> **What you are asked to do**
From the entries that follow, extract each line holding the string "Tailwind".

> **Data entries**
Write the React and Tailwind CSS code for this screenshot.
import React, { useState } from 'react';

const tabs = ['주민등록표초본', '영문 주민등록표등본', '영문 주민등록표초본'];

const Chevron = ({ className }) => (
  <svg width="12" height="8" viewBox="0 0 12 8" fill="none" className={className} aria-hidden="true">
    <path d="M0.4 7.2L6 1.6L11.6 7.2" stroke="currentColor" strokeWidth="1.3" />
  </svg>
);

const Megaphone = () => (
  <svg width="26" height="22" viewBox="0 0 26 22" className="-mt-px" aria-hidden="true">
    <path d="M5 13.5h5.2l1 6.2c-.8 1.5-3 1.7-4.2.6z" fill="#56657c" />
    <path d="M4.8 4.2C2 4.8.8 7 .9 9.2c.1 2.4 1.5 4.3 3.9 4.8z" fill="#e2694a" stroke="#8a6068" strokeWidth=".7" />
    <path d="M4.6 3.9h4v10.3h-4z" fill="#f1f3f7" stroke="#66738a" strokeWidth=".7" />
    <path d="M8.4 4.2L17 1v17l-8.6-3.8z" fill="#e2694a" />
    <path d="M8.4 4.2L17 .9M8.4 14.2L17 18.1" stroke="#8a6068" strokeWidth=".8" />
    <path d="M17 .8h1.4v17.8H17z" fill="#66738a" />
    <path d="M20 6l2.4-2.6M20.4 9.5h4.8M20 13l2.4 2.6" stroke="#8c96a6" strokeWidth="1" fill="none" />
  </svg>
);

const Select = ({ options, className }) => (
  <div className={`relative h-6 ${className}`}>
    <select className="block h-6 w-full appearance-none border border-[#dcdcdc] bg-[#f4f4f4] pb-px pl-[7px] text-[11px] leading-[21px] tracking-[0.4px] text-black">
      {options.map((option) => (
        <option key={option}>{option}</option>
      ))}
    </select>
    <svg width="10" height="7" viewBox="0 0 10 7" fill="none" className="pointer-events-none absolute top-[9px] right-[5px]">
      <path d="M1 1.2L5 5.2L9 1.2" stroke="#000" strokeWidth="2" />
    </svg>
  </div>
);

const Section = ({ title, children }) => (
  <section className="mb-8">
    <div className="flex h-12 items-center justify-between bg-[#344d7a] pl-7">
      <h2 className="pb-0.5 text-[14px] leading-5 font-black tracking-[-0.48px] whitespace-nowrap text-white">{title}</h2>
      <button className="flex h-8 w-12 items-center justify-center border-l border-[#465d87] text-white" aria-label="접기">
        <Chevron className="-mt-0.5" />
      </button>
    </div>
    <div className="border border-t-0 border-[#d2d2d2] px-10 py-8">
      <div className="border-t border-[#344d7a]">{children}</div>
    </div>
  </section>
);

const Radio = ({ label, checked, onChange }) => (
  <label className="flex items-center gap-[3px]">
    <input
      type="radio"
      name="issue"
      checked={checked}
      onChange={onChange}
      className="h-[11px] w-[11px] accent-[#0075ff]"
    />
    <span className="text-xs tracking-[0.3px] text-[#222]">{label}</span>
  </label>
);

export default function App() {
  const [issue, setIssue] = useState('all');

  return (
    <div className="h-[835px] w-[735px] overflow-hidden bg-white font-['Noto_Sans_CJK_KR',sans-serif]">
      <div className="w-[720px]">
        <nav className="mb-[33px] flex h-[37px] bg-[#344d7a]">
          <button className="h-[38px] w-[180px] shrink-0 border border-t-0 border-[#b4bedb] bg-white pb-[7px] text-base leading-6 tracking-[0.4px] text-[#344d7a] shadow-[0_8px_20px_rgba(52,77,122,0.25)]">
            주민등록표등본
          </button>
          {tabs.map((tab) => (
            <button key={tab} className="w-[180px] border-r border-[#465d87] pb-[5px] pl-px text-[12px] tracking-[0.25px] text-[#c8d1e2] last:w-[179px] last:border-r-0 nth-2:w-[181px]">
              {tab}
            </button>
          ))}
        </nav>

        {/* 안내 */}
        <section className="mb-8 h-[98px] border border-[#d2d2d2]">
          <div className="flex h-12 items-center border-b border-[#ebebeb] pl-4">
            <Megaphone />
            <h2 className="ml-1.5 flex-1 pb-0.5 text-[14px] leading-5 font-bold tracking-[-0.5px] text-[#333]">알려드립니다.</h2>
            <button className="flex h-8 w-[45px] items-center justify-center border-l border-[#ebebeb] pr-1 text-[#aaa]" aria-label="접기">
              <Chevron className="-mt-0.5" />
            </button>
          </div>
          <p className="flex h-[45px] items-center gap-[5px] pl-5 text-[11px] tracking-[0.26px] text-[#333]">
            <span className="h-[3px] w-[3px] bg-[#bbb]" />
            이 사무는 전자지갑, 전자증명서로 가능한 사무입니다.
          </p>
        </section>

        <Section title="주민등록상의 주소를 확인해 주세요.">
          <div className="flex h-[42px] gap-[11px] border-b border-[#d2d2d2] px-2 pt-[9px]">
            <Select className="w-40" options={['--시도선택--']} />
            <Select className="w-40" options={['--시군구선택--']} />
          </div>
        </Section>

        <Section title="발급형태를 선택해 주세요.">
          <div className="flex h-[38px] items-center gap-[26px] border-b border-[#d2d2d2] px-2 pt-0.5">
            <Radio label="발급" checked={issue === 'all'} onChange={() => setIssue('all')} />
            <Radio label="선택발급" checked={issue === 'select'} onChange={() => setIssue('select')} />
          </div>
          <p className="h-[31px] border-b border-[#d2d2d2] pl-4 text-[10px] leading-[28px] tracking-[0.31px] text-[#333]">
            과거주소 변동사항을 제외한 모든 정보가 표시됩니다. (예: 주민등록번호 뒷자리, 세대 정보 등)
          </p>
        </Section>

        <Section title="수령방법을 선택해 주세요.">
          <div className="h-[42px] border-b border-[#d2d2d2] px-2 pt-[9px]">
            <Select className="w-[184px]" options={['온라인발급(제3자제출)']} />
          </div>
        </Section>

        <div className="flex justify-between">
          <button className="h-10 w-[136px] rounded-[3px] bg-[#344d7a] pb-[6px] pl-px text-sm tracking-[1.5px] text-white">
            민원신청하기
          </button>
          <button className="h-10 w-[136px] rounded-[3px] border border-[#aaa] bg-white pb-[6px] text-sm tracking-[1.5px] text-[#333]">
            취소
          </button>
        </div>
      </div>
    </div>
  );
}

==

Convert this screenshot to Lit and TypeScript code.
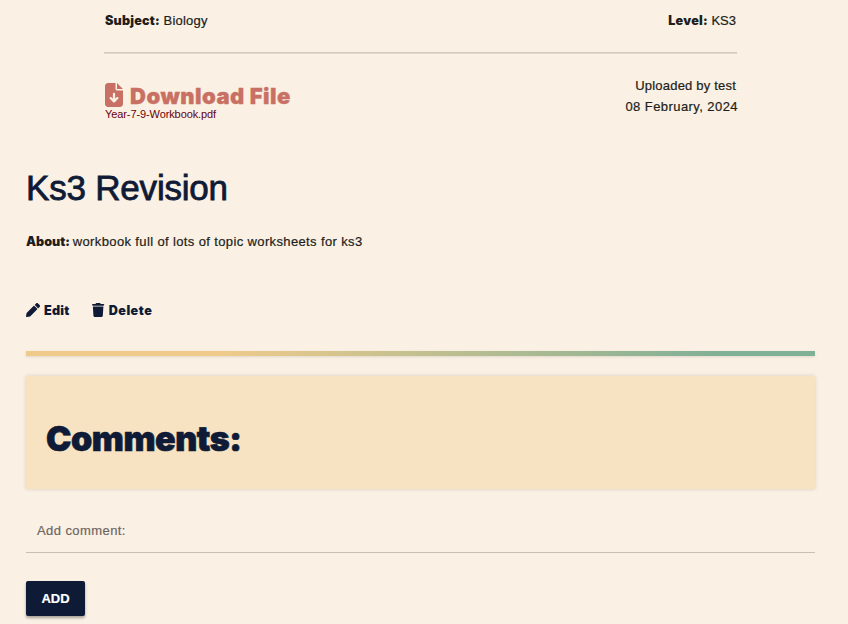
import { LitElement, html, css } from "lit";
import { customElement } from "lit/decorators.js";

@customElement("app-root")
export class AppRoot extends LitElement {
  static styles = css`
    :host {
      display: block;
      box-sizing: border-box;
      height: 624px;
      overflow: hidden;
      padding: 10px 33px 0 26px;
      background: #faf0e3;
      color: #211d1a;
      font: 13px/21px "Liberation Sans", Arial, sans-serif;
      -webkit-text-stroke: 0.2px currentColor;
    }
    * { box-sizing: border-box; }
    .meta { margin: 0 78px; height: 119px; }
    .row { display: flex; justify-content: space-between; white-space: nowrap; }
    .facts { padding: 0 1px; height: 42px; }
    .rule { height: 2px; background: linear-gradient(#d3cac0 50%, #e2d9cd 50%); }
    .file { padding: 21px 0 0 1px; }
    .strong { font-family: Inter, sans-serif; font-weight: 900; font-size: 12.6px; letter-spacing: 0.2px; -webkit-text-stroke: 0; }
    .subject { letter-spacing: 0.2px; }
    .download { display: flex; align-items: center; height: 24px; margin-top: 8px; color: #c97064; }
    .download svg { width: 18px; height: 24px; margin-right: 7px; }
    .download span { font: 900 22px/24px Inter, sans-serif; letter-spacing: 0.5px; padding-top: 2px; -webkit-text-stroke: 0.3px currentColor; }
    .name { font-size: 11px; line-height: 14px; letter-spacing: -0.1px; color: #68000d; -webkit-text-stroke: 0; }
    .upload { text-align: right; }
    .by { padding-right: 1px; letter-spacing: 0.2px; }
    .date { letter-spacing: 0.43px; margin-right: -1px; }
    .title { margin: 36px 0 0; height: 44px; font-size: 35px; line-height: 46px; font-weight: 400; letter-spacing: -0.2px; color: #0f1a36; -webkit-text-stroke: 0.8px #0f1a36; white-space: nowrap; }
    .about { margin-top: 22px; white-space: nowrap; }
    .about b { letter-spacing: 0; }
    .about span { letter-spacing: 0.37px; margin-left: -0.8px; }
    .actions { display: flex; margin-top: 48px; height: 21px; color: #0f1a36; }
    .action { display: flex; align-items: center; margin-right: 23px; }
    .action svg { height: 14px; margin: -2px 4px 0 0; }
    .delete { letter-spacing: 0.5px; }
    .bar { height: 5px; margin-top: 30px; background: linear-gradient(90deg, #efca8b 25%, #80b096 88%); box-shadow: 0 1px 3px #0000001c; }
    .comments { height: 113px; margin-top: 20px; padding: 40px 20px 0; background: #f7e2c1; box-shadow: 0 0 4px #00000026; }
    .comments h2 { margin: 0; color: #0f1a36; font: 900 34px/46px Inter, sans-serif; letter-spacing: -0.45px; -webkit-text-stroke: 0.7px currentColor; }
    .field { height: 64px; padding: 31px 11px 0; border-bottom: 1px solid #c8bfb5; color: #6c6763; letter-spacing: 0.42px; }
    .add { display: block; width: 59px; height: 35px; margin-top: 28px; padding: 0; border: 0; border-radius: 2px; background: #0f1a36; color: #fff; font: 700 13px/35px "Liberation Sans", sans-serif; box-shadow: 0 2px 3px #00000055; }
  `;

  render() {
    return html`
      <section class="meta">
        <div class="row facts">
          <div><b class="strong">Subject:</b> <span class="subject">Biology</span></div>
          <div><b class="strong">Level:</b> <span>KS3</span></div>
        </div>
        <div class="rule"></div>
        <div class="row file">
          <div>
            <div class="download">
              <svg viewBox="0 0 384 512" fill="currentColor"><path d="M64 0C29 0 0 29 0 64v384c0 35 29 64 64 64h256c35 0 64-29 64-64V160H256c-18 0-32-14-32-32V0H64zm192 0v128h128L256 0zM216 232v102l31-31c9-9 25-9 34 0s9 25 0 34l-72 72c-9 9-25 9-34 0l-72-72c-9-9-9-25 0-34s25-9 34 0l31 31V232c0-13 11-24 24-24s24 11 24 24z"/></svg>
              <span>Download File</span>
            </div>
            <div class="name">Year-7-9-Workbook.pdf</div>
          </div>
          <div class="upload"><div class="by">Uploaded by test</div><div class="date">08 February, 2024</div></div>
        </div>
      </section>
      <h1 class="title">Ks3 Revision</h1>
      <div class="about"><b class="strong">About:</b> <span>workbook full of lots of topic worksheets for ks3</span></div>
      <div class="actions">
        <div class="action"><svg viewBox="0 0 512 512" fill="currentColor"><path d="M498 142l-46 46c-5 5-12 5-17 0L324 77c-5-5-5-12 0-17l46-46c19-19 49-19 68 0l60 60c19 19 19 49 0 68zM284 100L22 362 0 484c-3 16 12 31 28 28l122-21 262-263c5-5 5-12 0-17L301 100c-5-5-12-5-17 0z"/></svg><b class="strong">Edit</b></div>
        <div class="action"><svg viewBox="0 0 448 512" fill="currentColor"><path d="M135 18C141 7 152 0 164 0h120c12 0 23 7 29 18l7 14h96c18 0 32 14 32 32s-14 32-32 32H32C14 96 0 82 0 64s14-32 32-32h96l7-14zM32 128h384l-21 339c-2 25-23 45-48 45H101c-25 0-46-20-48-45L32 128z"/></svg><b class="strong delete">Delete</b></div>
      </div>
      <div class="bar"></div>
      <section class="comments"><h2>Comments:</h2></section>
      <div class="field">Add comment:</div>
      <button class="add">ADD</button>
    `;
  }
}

--

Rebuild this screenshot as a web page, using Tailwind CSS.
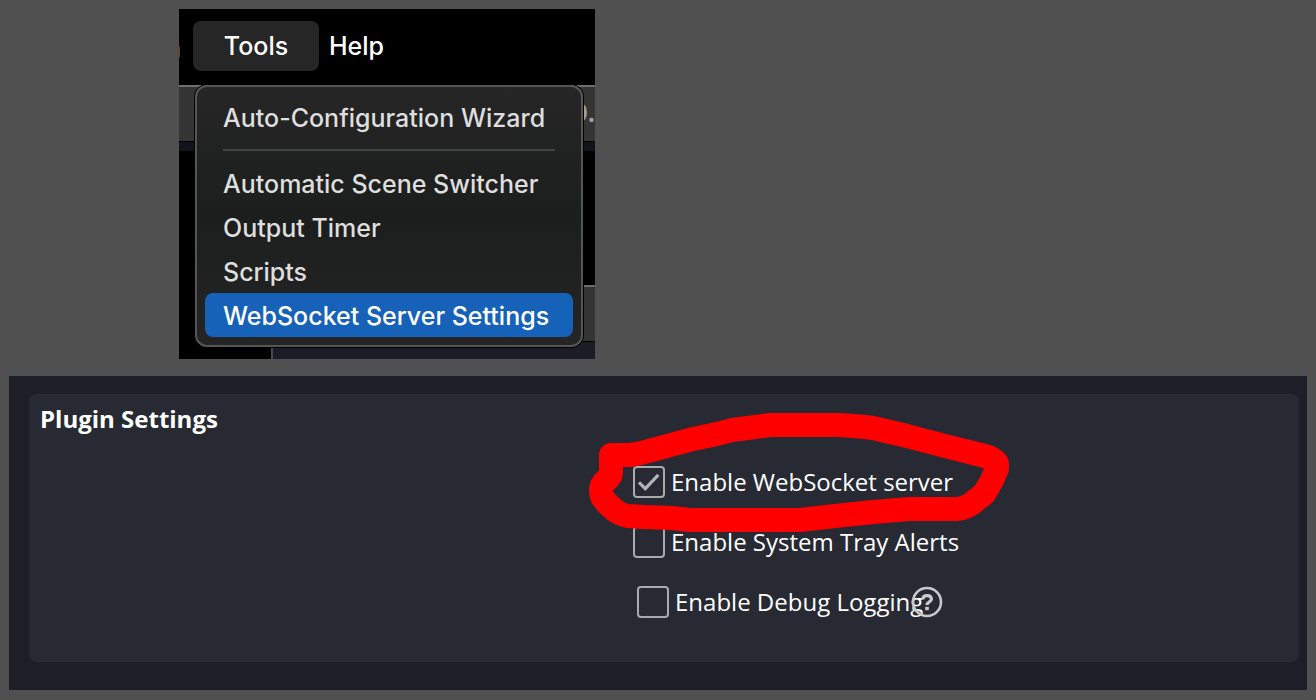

> **Written response**
Write the React and Tailwind CSS code for this screenshot.
Rebuild this screenshot as a web page, using Tailwind CSS.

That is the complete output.